Il peut également mettre en place une charte de bonne conduite, une politique d'affichage des dispositions légales relatives au harcèlement sexuel et aux agissements sexistes, ou diffuser à l'ensemble du personnel des petites vidéos de sensibilisation...
Réagir : en cas de signalement, l'employeur doit accuser réception du signalement, entendre le ou la plaignante, prendre des mesures conservatoires pour le ou la protéger, diligenter une enquête rigoureuse, et prendre à l'issue de l'enquête et lorsque les faits sont avérés, les mesures qui s'imposent à l'encontre de l'auteur.
Victimes de harcèlement sexuel d'ambiance que faire ?
Si vous êtes victimes de harcèlement sexuel d'ambiance, parlez-en à votre employeur. Il devra prendre toutes les mesures pour faire cesser les agissements.

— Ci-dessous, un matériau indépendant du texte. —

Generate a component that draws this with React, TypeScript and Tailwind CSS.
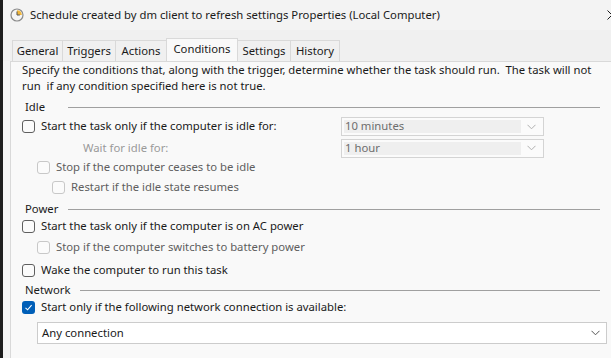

D'autres recours sont à votre disposition, comme la saisine de la défenseure des droits, de l'inspection du travail, ou d'un avocat qui pourront défendre vos droits. Vous pouvez également déposer plainte ou appeler le 3919.
Pour conclure
L'arrêt de la cour d'appel de Paris tout comme l'arrêt de la chambre criminelle de la Cour de cassation démontrent la nécessité de lutter contre toute forme de violence sexiste et sexuelle, dont les femmes peuvent être victimes, y compris sur leur lieu de travail.
Il s'agit de ne plus tolérer de comportements sexistes, qui pourraient constituer un harcèlement sexuel d'ambiance susceptible d'engager la responsabilité de l'employeur, de nuire à la santé des femmes et d'entraîner un climat de travail délétère.